Yakınındaki Alaca Hamam ile birlikte 18. yüzyıla tarihlenmektedir. Bütünüyle dikdörtgen planlı han iyi bir taş işçiliği gösterir. Örtüsü alaturka kiremittir. Bütün cepheleri yapılarla kapatılmıştır. Ana giriş kapısı batı tarafta cephenin ortasındadır. Revak’lı avlunun çevresinde odalar sıralanmıştır. 
Zemin katta depolar, 1 ve 2. katlarda odalar yer almaktadır.

Hamamlar 

Sekiz Direkli Hamam 

Pazarkapı mahallesinde yer alır. Trabzon Belediyesince onarılmış kuzeyindeki soyunmalı kısmı yeniden yapılmıştır. Soyunmalığın güney köşesinden soğukluğa girilir. Sıcaklık bölümü kare planlıdır. Köşelere yerleştirilmiş duvar yükseklikleri 2.5 m olan dört halveti vardır. 

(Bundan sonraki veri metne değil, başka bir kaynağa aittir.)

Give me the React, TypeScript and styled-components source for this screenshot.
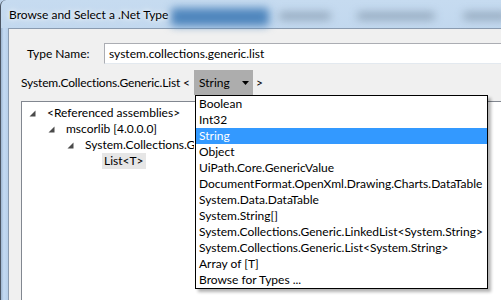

Ortada sekizgen göbek taşı ve etrafında yuvarlak kemerlerle birbirine bağlanan sekiz sütün sekizgen planlı kubbemsi bir tonozu taşır. Bu tonozla yan duvarlar arasındaki boşluk çepeçevre beşik tonozla örtülmüştür. Hamamın tarihlendirilmesi tartışmalıdır. Bazı kaynaklarca Selçuklu Hamamı olarak adlandırılır. Yapının mimari özelliklerinden dolayı 18. yüzyıla tarihlendirilmesi gerekir düşüncesindeyiz.

Paşa Hamamı 
Çarşı Camisinin güneyinde yer alan bir çifte hamamdır. İskenderpaşa’ nın vakıfları arasında adı geçmektedir. 1521-1533 yılları arasında yapılmış olmalıdır. Erkekler kısmı batı tarafındadır. Bu kısım soyunmalık, soğukluk ve dikdörtgen planlı sıcaklıktan meydana gelir. Kadınlar kısmı da soyunmalık, soğukluk ve iki hücreden ibaret sıcaklıktan oluşmaktadır. 

Meydan Hamamı 

19. yüzyılın sonlarında kazazedeler tarafından yaptırılmış bir çifte hamamdır. Erkekler bölümü doğudadır. Soyunmalık kısmı orijinalliğini korur. Soğukluktan sonra ılıklığa girilir. Sıcaklık kısmında dört eyvanlı köşe hücreli plan uygulanmıştır. 

Yalnız doğudaki halvetlerin duvarları yapılmamıştır. Kadınlar bölümü kuzey-güney doğrultusunda uzanır. Soyunmalık soğukluk ve sıcaklık kısımlarından meydana gelir. Sıcaklık haçvari dört eyvanlı köşe hücreli plana sahiptir.